Tiger’s putting tip to Sean O’Hair

If nothing else, I am obsessive about hating “methods” of playing golf. A “method” by my definition is something that was invented by a golf guru that golfers of all shape, size and skill level are supposed to implement, because that is the “right way” to do it.

Well, it’s the right way to sell books and DVD’s but no way is the right way for everyone. Actually, some ways aren’t the right way for anyone.

Which brings me to square to square putting. I have campaigned against this ever since I was exposed to it and it gave me the yips from 30 feet. I have campaigned against it since the inception of this blog.

Now the greatest clutch putter of all time has made my point for me. Tiger Woods gave a tip to Sean O’Hair. The putter, by O’Hair’s own admission, is wha has kept him from winning more in his young, but already successful career.

The tip Tiger gave to O’Hair: They key to good putting is releasing the putter.
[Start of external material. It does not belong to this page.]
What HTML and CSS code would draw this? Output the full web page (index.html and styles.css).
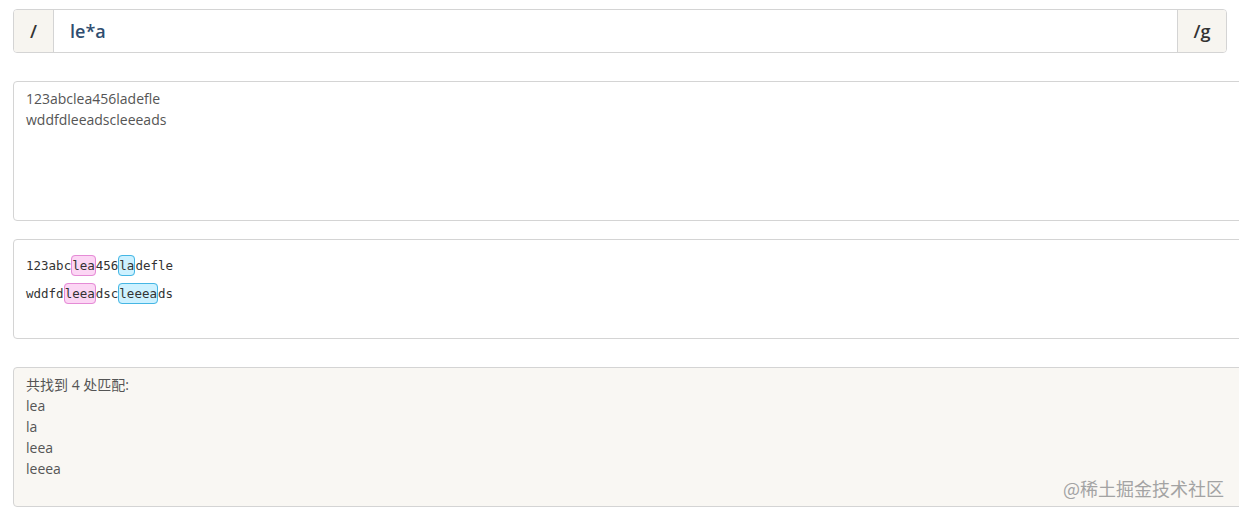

In order to release the putter properly you have to open it a little on the back stroke.

So much for the Square to Square putting “method”

The greatest putter of all time, IMO, Ben Crenshaw open and closed the putter face quite a bit.

People will counter with Jim Furyk using square to square, but that with left hand low and he learned to do it that way. I can’t think of a single great putter, or even good putter who have been able to master square to square.

The body doesn’t work that way naturally and the hours of exact practice it takes to master it are too numerous to even count. What usually ends up happening to square to square converts is they shove puts and are forced to aim left and shove the ball on line.

That does not put a good roll on the ball.

Edited: Since I had a couple of readers yell at me about square to square, I will clarify what I meant. I said it was fine if you learned to putt that way like Jim Furyk did. My criticism with square to square is I have never seen anyone switch to it and putt well long term. I never change anything that works, as long as you learned to do it that way and it is natural. This article is about Pelz converting people to square to square because it is the “right way.”